Obwohl dem Hagakure normalerweise zentrale Bedeutung bei der Formulierung einer Samurai-Ethik in vormoderner Zeit eingeräumt wird, wird die tatsächliche Rolle und sein Wert als ein repräsentatives Beispiel für eine solche Ethik in der Regel stark überbewertet. Es enthält zum Beispiel im Gegensatz zu den Werken Daidōji Yūzans (1639–1730) und dessen Lehrers Yamaga Sokō (1622–1685) keine wohldurchdachte Philosophie, sondern zeigt im Gegenteil durchweg eine antiintellektuelle Einstellung. Seine Verbreitung blieb bis zur Meiji-Periode auf die südjapanische Nabeshima-Domäne beschränkt, wo es kompiliert und dann einzeln von Hand kopiert wurde. Eine gekürzte Fassung kam zum ersten Mal 1906 in den Druck, während die erste vollständige Druckversion erst 1916 erschien. Größere Bekanntheit erreichte das Hagakure aber erst, als es 1940 mit den revidierten und kommentierten Fassungen von Kurihara Kōya (Daten unbekannt) sowie Watsuji Tetsurō (1889–1960) und Furukawa Tetsushi (geb. 1912) allgemein erhältlich wurde. Es ist daher nicht übertrieben zu behaupten, dass das Hagakure im 20. Jahrhundert einen sehr viel größeren Einfluss auf das moderne Japan als im 18. und 19. Jahrhundert auf das feudale Japan ausüben konnte.

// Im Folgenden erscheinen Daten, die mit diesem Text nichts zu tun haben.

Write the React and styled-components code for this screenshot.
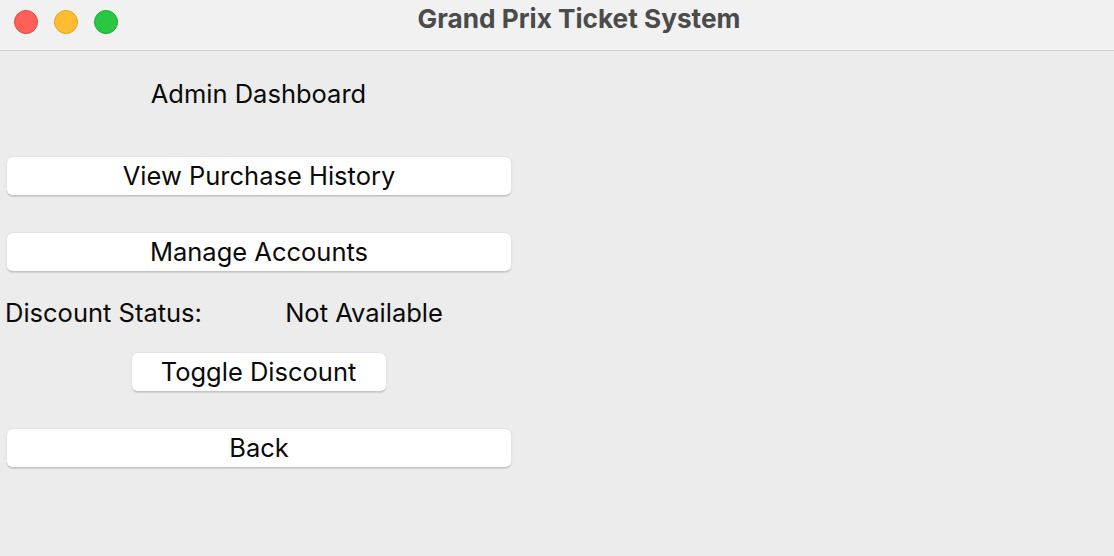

Was viele Leser und Kommentatoren daher in ihrer Begeisterung für das »vormoderne Heldentum« der japanischen Krieger zu vergessen scheinen, ist, dass ein solcher Text nicht leer im Raum steht, sondern auf gewissen historischen, sozialen und kulturellen Voraussetzungen basiert. Zwar werden der Bushidō im Allgemeinen und das Hagakure im Besonderen gerne als universell gültige Philosophien mit Anwendungsmöglichkeiten im modernen Alltag sowie im Geschäftsleben verstanden, aber dabei wird allzu schnell übersehen, dass eine angemessene, ausgewogene Interpretation ohne genauere Kenntnis der historischen, gesellschaftlichen und ideengeschichtlichen Hintergründe des Zustandekommens eines solchen Werkes letzten Endes auf reine Spekulation hinauslaufen muss.